— Begin Material —

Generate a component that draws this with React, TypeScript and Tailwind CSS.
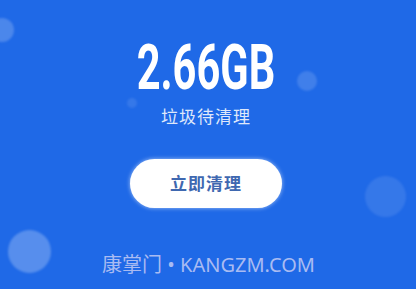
import React from 'react';

const bubbles = [
  { cls: 'left-[-10px] top-[18px] h-[24px] w-[24px] bg-white/20' },
  { cls: 'left-[8px] top-[230px] h-[43px] w-[43px] bg-white/25' },
  { cls: 'left-[365px] top-[176px] h-[41px] w-[41px] bg-white/10' },
  { cls: 'left-[297px] top-[71px] h-[20px] w-[20px] bg-white/15' },
  { cls: 'left-[127px] top-[98px] h-[10px] w-[10px] bg-white/10' },
];

export default function App() {
  return (
    <div
      className="relative h-[289px] w-[416px] overflow-hidden bg-[#1f69e7]"
      style={{ fontFamily: '"Noto Sans", "Noto Sans CJK SC", sans-serif' }}
    >
      {bubbles.map((b, i) => (
        <div key={i} className={`absolute rounded-full blur-[1px] ${b.cls}`} />
      ))}

      <div className="relative flex flex-col items-center pr-[4px] pt-[33px]">
        <div
          className="scale-x-[0.66] text-[63px] font-bold leading-[70px] text-white"
          style={{ fontFamily: 'Roboto, "Noto Sans", sans-serif' }}
        >
          2.66GB
        </div>
        <div className="mt-[2px] text-[17px] leading-[24px] tracking-[1px] text-[#dfe8fb]">
          垃圾待清理
        </div>
        <button className="mt-[30px] flex h-[49px] w-[152px] items-center justify-center rounded-full bg-white text-[17px] font-semibold tracking-[1px] text-[#3f68b0] shadow-[0_0_4px_rgba(255,255,255,0.6)]">
          立即清理
        </button>
        <div className="ml-[5px] mt-[45px] text-[20px] leading-[24px] text-[#a9bbf2]">
          康掌门 • KANGZM.COM
        </div>
      </div>
    </div>
  );
}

— End Material —

What you have to do: Reproduce the material in its entirety and word for word, without the pictures.

Exercise response:
Generate a component that draws this with React, TypeScript and Tailwind CSS.
import React from 'react';

const bubbles = [
  { cls: 'left-[-10px] top-[18px] h-[24px] w-[24px] bg-white/20' },
  { cls: 'left-[8px] top-[230px] h-[43px] w-[43px] bg-white/25' },
  { cls: 'left-[365px] top-[176px] h-[41px] w-[41px] bg-white/10' },
  { cls: 'left-[297px] top-[71px] h-[20px] w-[20px] bg-white/15' },
  { cls: 'left-[127px] top-[98px] h-[10px] w-[10px] bg-white/10' },
];

export default function App() {
  return (
    <div
      className="relative h-[289px] w-[416px] overflow-hidden bg-[#1f69e7]"
      style={{ fontFamily: '"Noto Sans", "Noto Sans CJK SC", sans-serif' }}
    >
      {bubbles.map((b, i) => (
        <div key={i} className={`absolute rounded-full blur-[1px] ${b.cls}`} />
      ))}

      <div className="relative flex flex-col items-center pr-[4px] pt-[33px]">
        <div
          className="scale-x-[0.66] text-[63px] font-bold leading-[70px] text-white"
          style={{ fontFamily: 'Roboto, "Noto Sans", sans-serif' }}
        >
          2.66GB
        </div>
        <div className="mt-[2px] text-[17px] leading-[24px] tracking-[1px] text-[#dfe8fb]">
          垃圾待清理
        </div>
        <button className="mt-[30px] flex h-[49px] w-[152px] items-center justify-center rounded-full bg-white text-[17px] font-semibold tracking-[1px] text-[#3f68b0] shadow-[0_0_4px_rgba(255,255,255,0.6)]">
          立即清理
        </button>
        <div className="ml-[5px] mt-[45px] text-[20px] leading-[24px] text-[#a9bbf2]">
          康掌门 • KANGZM.COM
        </div>
      </div>
    </div>
  );
}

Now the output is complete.